Ray, I reviewed every post that has been posted on the NANOG list for the past two days, and nada concerning an outage in the region which you cited. But that doesn't mean that one didn't occur. The reporting on cable cuts and lost routes is not mandatory where the ISPs are concerned. Actually, the only obligations that they have, along with all other service providers including the LECs and IXCs, in reporting outages are keyed to POTS metrics.
In other words, the bogie is something like 30,000 lines if I'm not mistaken. That is, if 30,000 POTS accounts (or loss of subscriber sessions, as would occur in event of a SS7 signaling outage) that are knocked out of service. Those are POTS considerations, mind you, not Internet accounts.
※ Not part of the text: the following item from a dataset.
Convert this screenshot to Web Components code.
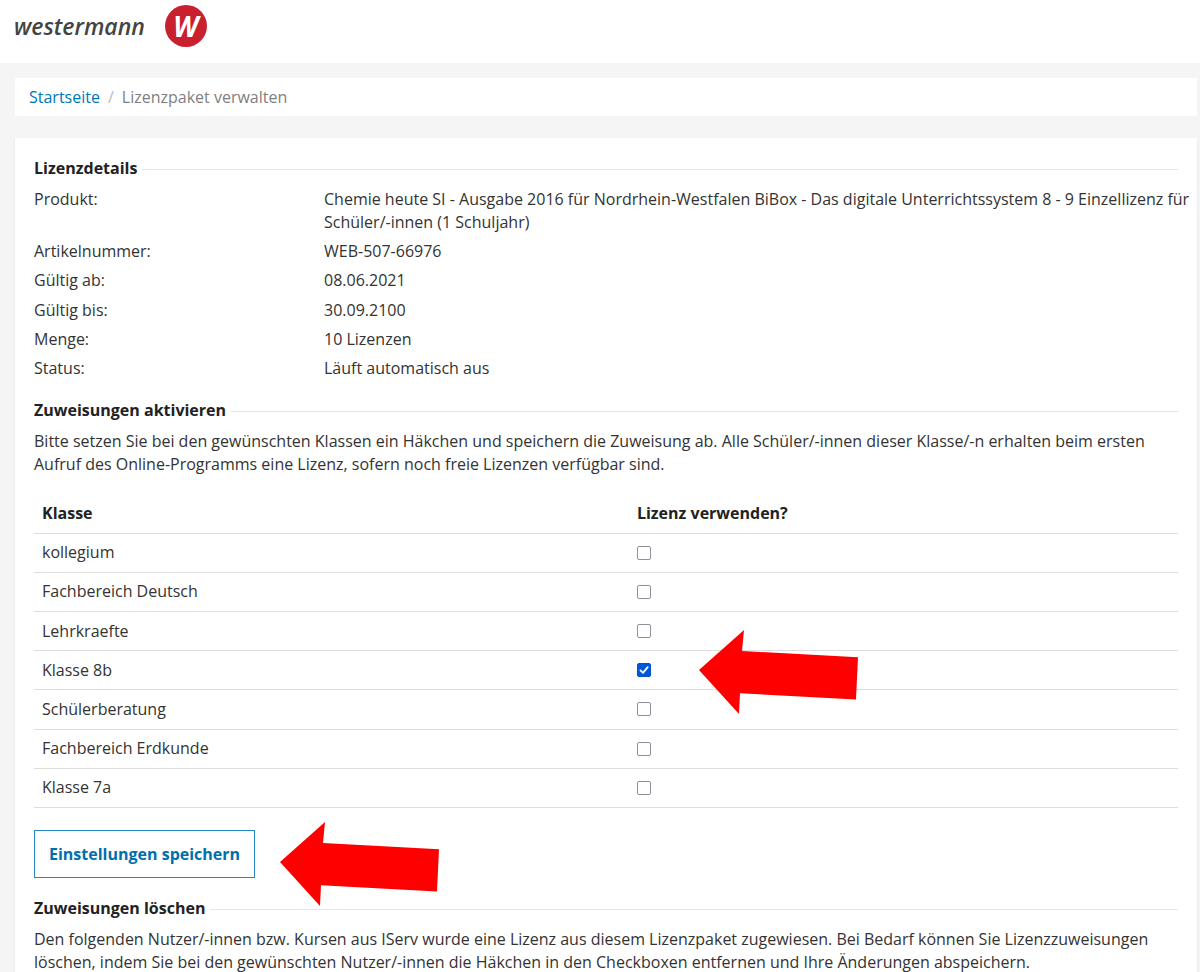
<!DOCTYPE html>
<html lang="de">
<head>
<meta charset="utf-8">
<title>Lizenzpaket verwalten</title>
<style>
body { margin: 0; background: #f5f5f5; color: #333; font: 16px/23px "Open Sans", "Noto Sans", sans-serif; }
</style>
</head>
<body>
<license-page></license-page>

<template id="t-page">
<style>
:host { display: block; }
main { display: flex; flex-direction: column; gap: 22px; padding: 15px 3px 0 15px; }
p { margin: 0; }
.save { display: flex; position: relative; width: fit-content; }
.save pointer-arrow { left: calc(100% + 25px); top: -8px; }
button { font: inherit; font-weight: 700; color: #006fae; background: #fff; border: 1px solid #2487c1; border-radius: 0; padding: 12px 14px; height: 48px; }
</style>
<brand-header></brand-header>
<main>
  <bread-crumb><a href="#" slot="parent">Startseite</a>Lizenzpaket verwalten</bread-crumb>
  <content-card>
    <titled-section heading="Lizenzdetails"><license-details></license-details></titled-section>
    <titled-section heading="Zuweisungen aktivieren">
      <p>Bitte setzen Sie bei den gewünschten Klassen ein Häkchen und speichern die Zuweisung ab. Alle Schüler/-innen dieser Klasse/-n erhalten beim ersten Aufruf des Online-Programms eine Lizenz, sofern noch freie Lizenzen verfügbar sind.</p>
      <class-table></class-table>
      <div class="save"><button type="button">Einstellungen speichern</button><pointer-arrow></pointer-arrow></div>
    </titled-section>
    <titled-section heading="Zuweisungen löschen">
      <p>Den folgenden Nutzer/-innen bzw. Kursen aus IServ wurde eine Lizenz aus diesem Lizenzpaket zugewiesen. Bei Bedarf können Sie Lizenzzuweisungen löschen, indem Sie bei den gewünschten Nutzer/-innen die Häkchen in den Checkboxen entfernen und Ihre Änderungen abspeichern.</p>
    </titled-section>
  </content-card>
</main>
</template>

<template id="t-header">
<style>
:host { display: flex; align-items: center; gap: 20px; box-sizing: border-box; height: 63px; padding: 0 14px 12px; background: #fff; }
.name { font-size: 23px; line-height: 30px; font-style: italic; font-weight: 600; color: #444; }
.mark { display: grid; place-items: center; width: 42px; height: 42px; border-radius: 50%; background: #c8202f; color: #fff; font-size: 28px; line-height: 42px; font-weight: 700; font-style: italic; }
</style>
<span class="name">westermann</span><span class="mark">W</span>
</template>

<template id="t-crumb">
<style>
:host { display: flex; padding: 8px 14px 7px; background: #fff; color: #808080; }
::slotted(a) { color: #0077b3; text-decoration: none; }
.sep { color: #bbb; padding: 0 8px; }
</style>
<slot name="parent"></slot><span class="sep">/</span><span><slot></slot></span>
</template>

<template id="t-card">
<style>
:host { display: flex; flex-direction: column; gap: 19px; padding: 19px 19px 20px; background: #fff; box-shadow: 0 1px 2px rgba(0,0,0,.08); }
</style>
<slot></slot>
</template>

<template id="t-section">
<style>
:host { display: block; }
h2 { display: flex; align-items: center; gap: 5px; margin: 0 0 8px; font-size: 16px; line-height: 23px; font-weight: 700; color: #222; }
h2::after { content: ""; flex: 1; height: 1px; background: #e6e6e6; margin-top: 2px; }
</style>
<h2></h2><slot></slot>
</template>

<template id="t-details">
<style>
:host { display: block; }
dl { display: grid; grid-template-columns: 25% 1fr; row-gap: 6px; min-height: 192px; align-content: space-between; margin: 0 -16px 0 0; }
dt, dd { margin: 0; }
</style>
<dl>
  <dt>Produkt:</dt><dd>Chemie heute SI - Ausgabe 2016 für Nordrhein-Westfalen BiBox - Das digitale Unterrichtssystem 8 - 9 Einzellizenz für Schüler/-innen (1 Schuljahr)</dd>
  <dt>Artikelnummer:</dt><dd>WEB-507-66976</dd>
  <dt>Gültig ab:</dt><dd>08.06.2021</dd>
  <dt>Gültig bis:</dt><dd>30.09.2100</dd>
  <dt>Menge:</dt><dd>10 Lizenzen</dd>
  <dt>Status:</dt><dd>Läuft automatisch aus</dd>
</dl>
</template>

<template id="t-table">
<style>
:host { display: block; margin: 18px 0 22px; }
table { width: 100%; height: 314px; border-collapse: collapse; table-layout: fixed; }
tr { height: 39px; }
th, td { box-sizing: border-box; padding: 0 8px; border-bottom: 1px solid #ddd; text-align: left; }
th { color: #222; font-weight: 700; }
th:first-child { width: 52%; }
.pick { display: flex; position: relative; }
.pick pointer-arrow { left: 62px; top: -33px; }
input { appearance: none; box-sizing: border-box; width: 14px; height: 14px; margin: 0; border: 1px solid #8f8f9d; border-radius: 2px; background: #fff; }
input:checked { border-color: #0053cc; background: #0058d6 url("data:image/svg+xml,%3Csvg xmlns='http://www.w3.org/2000/svg' viewBox='0 0 12 12'%3E%3Cpath d='M2.5 6.4 5 8.8 9.7 3.2' fill='none' stroke='white' stroke-width='1.8' stroke-linecap='round' stroke-linejoin='round'/%3E%3C/svg%3E"); }
</style>
<table><thead><tr><th scope="col">Klasse</th><th scope="col">Lizenz verwenden?</th></tr></thead><tbody></tbody></table>
</template>

<template id="t-arrow">
<style>
:host { position: absolute; display: block; width: 160px; height: 84px; pointer-events: none; }
svg { display: block; }
</style>
<svg width="160" height="84" viewBox="0 0 160 84" aria-hidden="true"><path fill="#f00" d="M0 40 45 0 43 21 159 27.300 157 69.500 41 63.300 40 84Z"/></svg>
</template>

<script>
class TemplateElement extends HTMLElement {
  constructor() {
    super();
    this.attachShadow({ mode: "open" })
      .append(document.getElementById(this.constructor.template).content.cloneNode(true));
  }
}
const simple = id => class extends TemplateElement { static template = id; };

customElements.define("pointer-arrow", simple("t-arrow"));
customElements.define("brand-header", simple("t-header"));
customElements.define("bread-crumb", simple("t-crumb"));
customElements.define("content-card", simple("t-card"));
customElements.define("license-details", simple("t-details"));

customElements.define("titled-section", class extends TemplateElement {
  static template = "t-section";
  connectedCallback() {
    this.shadowRoot.querySelector("h2").textContent = this.getAttribute("heading");
  }
});

customElements.define("class-table", class extends TemplateElement {
  static template = "t-table";
  connectedCallback() {
    const classes = ["kollegium", "Fachbereich Deutsch", "Lehrkraefte", "Klasse 8b", "Schülerberatung", "Fachbereich Erdkunde", "Klasse 7a"];
    const active = "Klasse 8b";
    this.shadowRoot.querySelector("tbody").innerHTML = classes.map((name, i) => `
      <tr><td><label for="c${i}">${name}</label></td>
      <td><div class="pick"><input type="checkbox" id="c${i}"${name === active ? " checked" : ""}>${name === active ? "<pointer-arrow></pointer-arrow>" : ""}</div></td></tr>`).join("");
  }
});

customElements.define("license-page", simple("t-page"));
</script>
</body>
</html>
When an outage affects both the required number of POTS lines, AND also affects ISP accounts, then it is a reportable event. But not when it affects ISP affairs, only. Priorities? These were originally spelled out about ten years ago by the National Reliability Council, whose name has been changed in recent years to something else, which slips my mind at the moment. Anyone? I think it's ATIS.
[[Late edit: The new name is, in fact, ATIS, standing for Alliance for Telecommunications Industry Solutions. I need to refresh on some of the criteria which I referred in this message. You can do so too, by researching atis.org ]]
Basically, the NRC, or ATIS, if that's what they are now called, is a cooperative made up of leading industry players (mostly the Top IXCs and ILECs) who report to Congress and the FCC I believe, and was formed as a result of a series of catastrophic failures resulting from the first fiber cuts that occurred on LD systems, and the flurry of SS7 failures which occurred during late Eighties and Early Nineties.
When you think about it, the number of ISP accounts --or stated another way, the number of Internet users whose sessions have been affected-- could not be measured very easily in any consistent way, anyway, at least not based on a severed cable or a router failure, or a problem in a dwdm device, say.
It is especially problematical to measure the real time, or even near recent term effects of cable cuts on Internet sessions, because ISP router algorithms usually make allowances for routinely restarting sessions, and routing around congested spots and bogged down resources, anyway.
"The general reason I'm curious is that I would have thought that this link would have had a redundant backup to cover. We had none."
It would seem that way, and may very well have been as you say. But you don't know that for a fact. The problem that existed might have been a logical one. As such, if the same logic was programmed into both the primary and secondary set of route provisions, as often occurs, then the problem being common to both would have kept you down just as long as if you didn't have a backup at all. You really don't want to know how many times this actually occurs. This is not an uncommon event, in other words.
If I hear anything I'll let you know.